Efficient search for words in string

Question

I have a dictionary containing a list of words and I have a string URL. I want to find all the words contained in the URL after it has been decomposed into tokens using delimiters. Right now, I am testing for each word in the dictionary against each tokens greater than a certain number (using java's String contains function). For example, I search for words like "ground" in wunderground for www.wunderground.com

I am sure there is a more efficient way of doing that. Any ideas?

Answer 1

If you load your dictionary into a HashMap, you can test each candidate substring ("wunderground", "underground", "nderground", "derground", ..., "wundergroun", ..., "under", ... "ground", ...) very quickly, specifically, in O(1) time.

To gauge efficiency: Figure out how many steps it has to do. We'll estimate its big-O complexity.

Your current algorithm has to loop through the entire dictionary: work proportional to the dictionary size, D entries). For each dictionary word, it calls contains(): work proportional to the size of the URL word, C chars, minus the average dictionary word size, which we'll call 5. So that takes on the order of D * (C - 5) steps, O(D * (C - 5)), for each word in the URL.

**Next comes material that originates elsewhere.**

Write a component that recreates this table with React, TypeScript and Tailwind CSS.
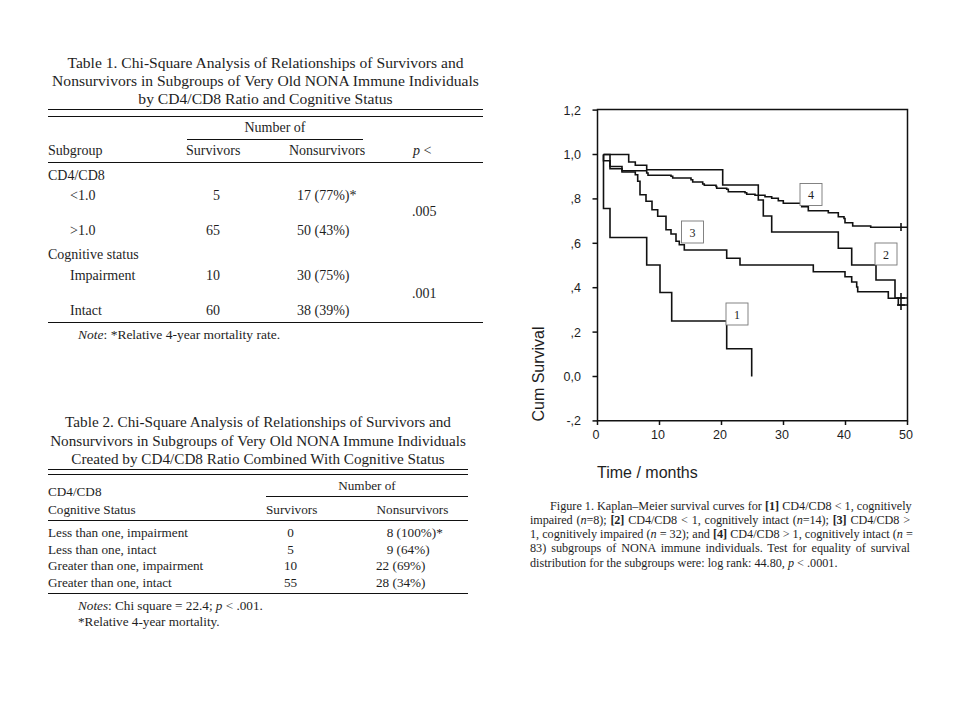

After you build a hash table, the cost of a lookup is independent of the number of entries. Each URL term of C chars has C² substrings. If you prune it to substrings of at least 5 chars, that's (C - 5)² substrings. [Well, technically it's (C - 5) * (C - 4) / 2, but we're figuring asymptotic complexity, which is the big picture approximation.] So the cost to look them all up in the dictionary is (C - 5)² steps. Again, that's for each word in the URL and independent of the dictionary size.

Let's say your dictionary has 10,000 entries and the average URL term is 10 chars long. Then the old algorithm takes 50,000 steps per URL term while the hash algorithm takes 25 steps per URL term. Make sense?